Pull out every line in the data that has the string "with" in it.

### Records shown
★ ★ ★ ★

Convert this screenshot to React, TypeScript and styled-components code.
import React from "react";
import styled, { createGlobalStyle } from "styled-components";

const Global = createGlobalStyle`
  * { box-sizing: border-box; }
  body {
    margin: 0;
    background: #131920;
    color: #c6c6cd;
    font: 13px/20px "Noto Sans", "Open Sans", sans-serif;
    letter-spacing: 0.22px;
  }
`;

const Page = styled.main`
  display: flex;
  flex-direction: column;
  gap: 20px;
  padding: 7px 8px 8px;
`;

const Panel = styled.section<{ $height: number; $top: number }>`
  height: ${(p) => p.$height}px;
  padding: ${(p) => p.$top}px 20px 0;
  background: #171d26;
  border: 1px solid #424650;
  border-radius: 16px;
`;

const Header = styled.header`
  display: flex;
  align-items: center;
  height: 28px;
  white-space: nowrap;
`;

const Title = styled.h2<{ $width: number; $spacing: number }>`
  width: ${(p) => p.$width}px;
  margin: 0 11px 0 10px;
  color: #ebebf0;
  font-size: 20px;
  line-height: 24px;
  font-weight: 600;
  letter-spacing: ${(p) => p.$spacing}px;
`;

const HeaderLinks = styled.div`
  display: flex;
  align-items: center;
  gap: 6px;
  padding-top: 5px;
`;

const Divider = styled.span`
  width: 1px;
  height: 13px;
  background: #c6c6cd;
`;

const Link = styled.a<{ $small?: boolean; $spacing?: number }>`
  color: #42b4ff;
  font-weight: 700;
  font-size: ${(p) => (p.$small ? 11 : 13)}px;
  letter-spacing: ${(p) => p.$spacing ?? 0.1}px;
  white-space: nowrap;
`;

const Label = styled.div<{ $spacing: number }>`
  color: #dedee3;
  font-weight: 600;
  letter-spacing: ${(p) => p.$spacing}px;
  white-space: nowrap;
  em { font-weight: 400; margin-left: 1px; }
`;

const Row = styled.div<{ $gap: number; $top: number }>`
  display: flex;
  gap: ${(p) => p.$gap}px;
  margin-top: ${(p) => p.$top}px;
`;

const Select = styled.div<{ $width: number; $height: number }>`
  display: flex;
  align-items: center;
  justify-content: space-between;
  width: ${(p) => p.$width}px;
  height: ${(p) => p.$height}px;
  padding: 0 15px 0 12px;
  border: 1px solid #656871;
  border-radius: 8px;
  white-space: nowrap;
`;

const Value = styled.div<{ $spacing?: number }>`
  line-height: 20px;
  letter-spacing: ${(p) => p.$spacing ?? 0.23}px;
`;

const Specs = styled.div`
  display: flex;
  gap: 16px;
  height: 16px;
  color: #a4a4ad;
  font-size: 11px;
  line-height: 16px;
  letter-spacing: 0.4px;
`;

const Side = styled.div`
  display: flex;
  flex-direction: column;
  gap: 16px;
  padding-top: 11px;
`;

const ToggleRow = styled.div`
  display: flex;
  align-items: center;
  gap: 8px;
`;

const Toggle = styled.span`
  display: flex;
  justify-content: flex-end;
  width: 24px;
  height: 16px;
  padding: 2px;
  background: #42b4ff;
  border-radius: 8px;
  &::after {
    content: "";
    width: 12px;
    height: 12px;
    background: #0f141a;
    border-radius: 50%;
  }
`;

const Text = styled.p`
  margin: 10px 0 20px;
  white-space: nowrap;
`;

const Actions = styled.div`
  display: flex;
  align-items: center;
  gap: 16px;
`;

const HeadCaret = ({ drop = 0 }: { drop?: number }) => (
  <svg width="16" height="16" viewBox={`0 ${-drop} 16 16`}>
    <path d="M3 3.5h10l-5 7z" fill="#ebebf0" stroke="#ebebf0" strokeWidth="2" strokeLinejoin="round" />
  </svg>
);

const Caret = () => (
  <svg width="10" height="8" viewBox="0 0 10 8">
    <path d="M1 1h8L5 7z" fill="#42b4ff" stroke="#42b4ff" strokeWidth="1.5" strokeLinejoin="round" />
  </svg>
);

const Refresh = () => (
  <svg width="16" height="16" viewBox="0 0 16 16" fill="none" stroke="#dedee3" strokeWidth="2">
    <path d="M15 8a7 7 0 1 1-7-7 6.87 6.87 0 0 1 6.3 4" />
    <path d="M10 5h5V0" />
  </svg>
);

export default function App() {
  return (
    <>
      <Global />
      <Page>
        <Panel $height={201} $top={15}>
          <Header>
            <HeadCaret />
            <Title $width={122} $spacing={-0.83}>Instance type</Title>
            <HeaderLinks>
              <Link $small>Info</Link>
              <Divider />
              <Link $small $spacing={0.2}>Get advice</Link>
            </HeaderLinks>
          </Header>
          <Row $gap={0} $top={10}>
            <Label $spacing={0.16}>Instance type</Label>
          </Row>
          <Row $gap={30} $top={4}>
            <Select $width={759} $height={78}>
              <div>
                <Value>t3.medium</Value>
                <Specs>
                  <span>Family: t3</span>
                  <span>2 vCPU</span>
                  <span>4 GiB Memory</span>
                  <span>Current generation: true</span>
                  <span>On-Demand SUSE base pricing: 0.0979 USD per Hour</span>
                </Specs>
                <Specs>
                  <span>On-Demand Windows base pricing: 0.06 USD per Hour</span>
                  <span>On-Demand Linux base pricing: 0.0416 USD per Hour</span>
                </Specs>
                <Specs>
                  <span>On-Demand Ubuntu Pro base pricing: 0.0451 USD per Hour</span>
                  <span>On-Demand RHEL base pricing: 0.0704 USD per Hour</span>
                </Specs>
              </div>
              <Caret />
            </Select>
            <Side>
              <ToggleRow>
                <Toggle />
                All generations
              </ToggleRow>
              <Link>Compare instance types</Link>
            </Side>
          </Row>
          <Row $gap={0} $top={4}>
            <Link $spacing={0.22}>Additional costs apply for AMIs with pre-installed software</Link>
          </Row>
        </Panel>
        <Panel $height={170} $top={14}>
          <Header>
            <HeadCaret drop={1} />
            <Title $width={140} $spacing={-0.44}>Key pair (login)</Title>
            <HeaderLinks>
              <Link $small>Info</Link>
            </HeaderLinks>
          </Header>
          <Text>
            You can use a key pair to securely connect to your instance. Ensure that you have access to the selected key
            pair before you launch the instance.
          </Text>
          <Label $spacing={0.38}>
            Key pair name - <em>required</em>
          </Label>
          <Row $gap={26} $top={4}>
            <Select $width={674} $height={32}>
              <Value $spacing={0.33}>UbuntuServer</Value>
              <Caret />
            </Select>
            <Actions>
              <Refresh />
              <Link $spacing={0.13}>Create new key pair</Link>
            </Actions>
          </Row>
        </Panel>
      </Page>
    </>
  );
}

★ ★ ★ ★

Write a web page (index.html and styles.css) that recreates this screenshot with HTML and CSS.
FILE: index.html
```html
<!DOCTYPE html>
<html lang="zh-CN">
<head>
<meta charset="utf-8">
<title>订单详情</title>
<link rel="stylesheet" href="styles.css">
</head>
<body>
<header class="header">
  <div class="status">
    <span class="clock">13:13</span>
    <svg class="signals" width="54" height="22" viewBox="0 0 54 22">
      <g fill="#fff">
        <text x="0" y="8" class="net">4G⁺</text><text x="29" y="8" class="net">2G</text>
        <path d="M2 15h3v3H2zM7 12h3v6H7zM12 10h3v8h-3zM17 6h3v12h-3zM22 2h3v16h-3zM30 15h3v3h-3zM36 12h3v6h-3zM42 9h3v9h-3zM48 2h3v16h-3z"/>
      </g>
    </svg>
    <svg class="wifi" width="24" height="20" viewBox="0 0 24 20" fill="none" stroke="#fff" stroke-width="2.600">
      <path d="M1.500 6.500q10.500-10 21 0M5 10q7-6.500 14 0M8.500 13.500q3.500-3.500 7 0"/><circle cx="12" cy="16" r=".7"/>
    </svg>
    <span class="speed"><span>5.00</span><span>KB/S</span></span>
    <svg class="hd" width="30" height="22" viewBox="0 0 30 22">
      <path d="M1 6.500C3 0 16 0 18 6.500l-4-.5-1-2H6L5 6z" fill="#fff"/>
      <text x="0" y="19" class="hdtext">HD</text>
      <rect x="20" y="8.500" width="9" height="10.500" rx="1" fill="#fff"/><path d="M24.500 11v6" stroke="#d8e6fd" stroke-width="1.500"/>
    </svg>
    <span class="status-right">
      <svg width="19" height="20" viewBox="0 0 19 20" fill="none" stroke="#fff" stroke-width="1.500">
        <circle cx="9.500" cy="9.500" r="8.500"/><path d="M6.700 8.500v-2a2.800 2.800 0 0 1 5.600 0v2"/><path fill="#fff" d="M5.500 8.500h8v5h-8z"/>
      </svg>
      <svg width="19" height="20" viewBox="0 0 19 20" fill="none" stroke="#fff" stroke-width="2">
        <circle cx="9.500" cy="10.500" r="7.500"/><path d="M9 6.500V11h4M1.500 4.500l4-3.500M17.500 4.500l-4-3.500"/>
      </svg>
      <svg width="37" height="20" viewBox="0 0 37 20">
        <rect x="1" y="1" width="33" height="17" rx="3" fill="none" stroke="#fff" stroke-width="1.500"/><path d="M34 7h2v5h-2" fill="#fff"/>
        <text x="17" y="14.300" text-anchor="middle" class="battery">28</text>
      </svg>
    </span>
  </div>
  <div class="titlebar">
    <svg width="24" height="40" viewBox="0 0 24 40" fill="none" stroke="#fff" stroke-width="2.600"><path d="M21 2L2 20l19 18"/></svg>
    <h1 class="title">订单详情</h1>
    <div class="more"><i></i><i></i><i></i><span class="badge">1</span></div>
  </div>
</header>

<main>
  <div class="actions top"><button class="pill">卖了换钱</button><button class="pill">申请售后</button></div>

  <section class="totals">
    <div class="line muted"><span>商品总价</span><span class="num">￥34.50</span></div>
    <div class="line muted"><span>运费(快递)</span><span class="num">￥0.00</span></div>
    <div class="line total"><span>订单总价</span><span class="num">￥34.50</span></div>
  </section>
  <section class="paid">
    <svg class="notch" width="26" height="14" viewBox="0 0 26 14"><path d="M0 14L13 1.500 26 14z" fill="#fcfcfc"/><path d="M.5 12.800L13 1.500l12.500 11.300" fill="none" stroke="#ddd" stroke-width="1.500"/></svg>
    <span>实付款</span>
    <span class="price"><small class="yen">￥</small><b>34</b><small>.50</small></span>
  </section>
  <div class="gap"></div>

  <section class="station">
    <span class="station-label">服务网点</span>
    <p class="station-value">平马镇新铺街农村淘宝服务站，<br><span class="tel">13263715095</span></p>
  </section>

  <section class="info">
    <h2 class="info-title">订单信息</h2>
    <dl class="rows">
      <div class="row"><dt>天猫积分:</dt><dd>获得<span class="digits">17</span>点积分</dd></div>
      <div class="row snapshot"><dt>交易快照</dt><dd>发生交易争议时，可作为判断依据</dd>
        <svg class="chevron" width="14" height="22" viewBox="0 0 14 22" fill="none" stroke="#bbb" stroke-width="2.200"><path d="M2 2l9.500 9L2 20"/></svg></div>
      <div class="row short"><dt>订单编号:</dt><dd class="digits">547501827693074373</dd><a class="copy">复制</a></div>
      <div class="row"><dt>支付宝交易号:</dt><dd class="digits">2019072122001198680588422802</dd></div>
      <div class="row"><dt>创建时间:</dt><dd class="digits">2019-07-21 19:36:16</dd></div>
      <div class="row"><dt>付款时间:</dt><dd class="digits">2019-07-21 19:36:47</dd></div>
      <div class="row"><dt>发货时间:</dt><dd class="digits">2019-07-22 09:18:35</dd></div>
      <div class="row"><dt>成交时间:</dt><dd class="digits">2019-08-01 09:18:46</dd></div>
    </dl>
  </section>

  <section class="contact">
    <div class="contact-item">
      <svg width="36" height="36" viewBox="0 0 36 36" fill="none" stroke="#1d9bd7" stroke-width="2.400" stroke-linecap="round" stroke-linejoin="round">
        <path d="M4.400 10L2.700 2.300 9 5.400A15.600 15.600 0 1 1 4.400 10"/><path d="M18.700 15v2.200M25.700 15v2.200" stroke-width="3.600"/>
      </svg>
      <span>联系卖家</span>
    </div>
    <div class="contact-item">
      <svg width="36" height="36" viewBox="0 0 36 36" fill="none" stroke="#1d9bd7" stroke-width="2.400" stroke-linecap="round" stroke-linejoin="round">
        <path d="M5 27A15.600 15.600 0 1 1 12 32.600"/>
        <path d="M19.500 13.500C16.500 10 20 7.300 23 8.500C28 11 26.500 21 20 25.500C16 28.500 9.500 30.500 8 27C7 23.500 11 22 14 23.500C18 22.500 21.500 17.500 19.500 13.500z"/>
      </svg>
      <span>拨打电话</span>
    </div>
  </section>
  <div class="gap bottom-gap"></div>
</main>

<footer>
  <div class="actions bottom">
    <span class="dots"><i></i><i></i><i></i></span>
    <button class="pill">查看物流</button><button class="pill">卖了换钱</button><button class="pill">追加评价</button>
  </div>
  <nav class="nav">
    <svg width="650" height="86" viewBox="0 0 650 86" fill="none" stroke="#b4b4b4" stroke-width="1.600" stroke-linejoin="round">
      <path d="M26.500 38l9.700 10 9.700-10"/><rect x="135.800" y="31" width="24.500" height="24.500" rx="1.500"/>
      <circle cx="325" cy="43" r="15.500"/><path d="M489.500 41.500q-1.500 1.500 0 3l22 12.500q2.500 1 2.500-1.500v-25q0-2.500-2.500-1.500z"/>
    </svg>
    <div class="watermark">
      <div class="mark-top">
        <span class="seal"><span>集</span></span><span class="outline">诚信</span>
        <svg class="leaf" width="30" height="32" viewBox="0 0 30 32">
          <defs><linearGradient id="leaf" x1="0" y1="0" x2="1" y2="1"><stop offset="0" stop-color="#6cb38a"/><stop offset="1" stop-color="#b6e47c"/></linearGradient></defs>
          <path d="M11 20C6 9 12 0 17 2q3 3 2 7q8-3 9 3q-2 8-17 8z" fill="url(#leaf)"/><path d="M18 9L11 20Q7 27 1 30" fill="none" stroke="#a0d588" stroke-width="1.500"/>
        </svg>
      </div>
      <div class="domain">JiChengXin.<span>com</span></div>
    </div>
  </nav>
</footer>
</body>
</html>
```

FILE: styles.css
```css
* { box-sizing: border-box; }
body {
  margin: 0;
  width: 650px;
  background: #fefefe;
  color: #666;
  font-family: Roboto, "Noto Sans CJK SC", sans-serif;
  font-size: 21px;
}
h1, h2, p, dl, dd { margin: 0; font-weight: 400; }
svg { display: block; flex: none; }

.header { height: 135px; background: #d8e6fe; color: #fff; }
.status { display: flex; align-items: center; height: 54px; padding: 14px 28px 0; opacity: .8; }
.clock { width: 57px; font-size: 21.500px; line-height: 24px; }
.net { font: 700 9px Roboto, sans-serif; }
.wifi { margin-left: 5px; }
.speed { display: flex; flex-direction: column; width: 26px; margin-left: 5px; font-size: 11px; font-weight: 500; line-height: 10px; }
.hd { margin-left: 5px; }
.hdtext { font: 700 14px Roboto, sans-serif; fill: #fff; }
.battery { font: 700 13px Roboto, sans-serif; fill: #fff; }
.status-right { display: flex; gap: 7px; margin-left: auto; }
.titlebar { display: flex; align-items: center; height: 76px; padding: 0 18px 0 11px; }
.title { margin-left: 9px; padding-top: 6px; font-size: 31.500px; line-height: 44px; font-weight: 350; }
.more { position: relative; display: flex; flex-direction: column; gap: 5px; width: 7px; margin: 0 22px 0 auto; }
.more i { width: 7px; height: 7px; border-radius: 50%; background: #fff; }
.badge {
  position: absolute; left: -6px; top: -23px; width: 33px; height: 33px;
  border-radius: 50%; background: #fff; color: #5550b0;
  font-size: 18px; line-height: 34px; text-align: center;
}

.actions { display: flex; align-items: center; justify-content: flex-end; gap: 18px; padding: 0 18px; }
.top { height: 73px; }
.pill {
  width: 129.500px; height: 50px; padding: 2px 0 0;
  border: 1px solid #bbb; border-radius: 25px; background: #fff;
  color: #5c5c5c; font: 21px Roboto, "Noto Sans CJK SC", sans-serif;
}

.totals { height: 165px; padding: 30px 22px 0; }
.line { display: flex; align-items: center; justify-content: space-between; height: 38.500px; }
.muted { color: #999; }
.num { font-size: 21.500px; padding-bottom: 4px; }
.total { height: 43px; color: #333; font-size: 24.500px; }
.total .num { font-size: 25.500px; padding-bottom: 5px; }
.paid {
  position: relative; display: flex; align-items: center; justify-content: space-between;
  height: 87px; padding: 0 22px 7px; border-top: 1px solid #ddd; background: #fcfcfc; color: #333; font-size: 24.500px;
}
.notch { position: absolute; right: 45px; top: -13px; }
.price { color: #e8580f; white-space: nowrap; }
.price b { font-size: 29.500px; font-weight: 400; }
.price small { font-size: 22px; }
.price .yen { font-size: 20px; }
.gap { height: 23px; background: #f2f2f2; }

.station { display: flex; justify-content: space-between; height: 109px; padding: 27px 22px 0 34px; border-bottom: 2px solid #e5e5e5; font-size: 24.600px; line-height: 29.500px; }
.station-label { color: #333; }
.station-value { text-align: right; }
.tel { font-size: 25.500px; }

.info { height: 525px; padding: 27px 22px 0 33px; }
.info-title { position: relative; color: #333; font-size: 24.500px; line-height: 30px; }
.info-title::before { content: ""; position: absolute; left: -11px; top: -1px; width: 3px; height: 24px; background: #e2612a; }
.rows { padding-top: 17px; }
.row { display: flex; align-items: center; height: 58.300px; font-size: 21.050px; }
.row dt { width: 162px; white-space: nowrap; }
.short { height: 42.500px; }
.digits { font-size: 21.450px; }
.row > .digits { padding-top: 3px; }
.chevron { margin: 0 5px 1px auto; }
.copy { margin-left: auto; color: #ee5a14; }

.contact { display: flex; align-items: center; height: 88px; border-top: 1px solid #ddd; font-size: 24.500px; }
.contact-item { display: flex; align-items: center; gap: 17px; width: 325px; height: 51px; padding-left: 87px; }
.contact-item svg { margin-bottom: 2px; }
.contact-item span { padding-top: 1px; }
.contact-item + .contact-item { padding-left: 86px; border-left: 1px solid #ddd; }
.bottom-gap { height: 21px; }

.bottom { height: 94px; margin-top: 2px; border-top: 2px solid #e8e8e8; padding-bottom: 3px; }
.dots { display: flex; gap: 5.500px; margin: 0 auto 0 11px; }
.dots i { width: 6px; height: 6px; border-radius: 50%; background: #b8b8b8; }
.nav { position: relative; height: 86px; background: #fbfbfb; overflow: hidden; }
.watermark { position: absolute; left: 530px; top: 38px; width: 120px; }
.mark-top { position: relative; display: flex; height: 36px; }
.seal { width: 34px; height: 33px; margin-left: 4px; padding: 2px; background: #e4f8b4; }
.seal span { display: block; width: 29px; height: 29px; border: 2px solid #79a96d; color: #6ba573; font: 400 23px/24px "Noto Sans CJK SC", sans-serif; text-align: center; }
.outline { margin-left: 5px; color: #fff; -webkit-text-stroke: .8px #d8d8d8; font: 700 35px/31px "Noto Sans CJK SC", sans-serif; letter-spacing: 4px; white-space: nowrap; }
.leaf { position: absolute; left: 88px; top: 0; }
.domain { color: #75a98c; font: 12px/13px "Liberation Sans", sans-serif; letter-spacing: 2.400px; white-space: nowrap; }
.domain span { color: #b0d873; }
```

★ ★ ★ ★

### Exercise output
            <Link $spacing={0.22}>Additional costs apply for AMIs with pre-installed software</Link>
Write a web page (index.html and styles.css) that recreates this screenshot with HTML and CSS.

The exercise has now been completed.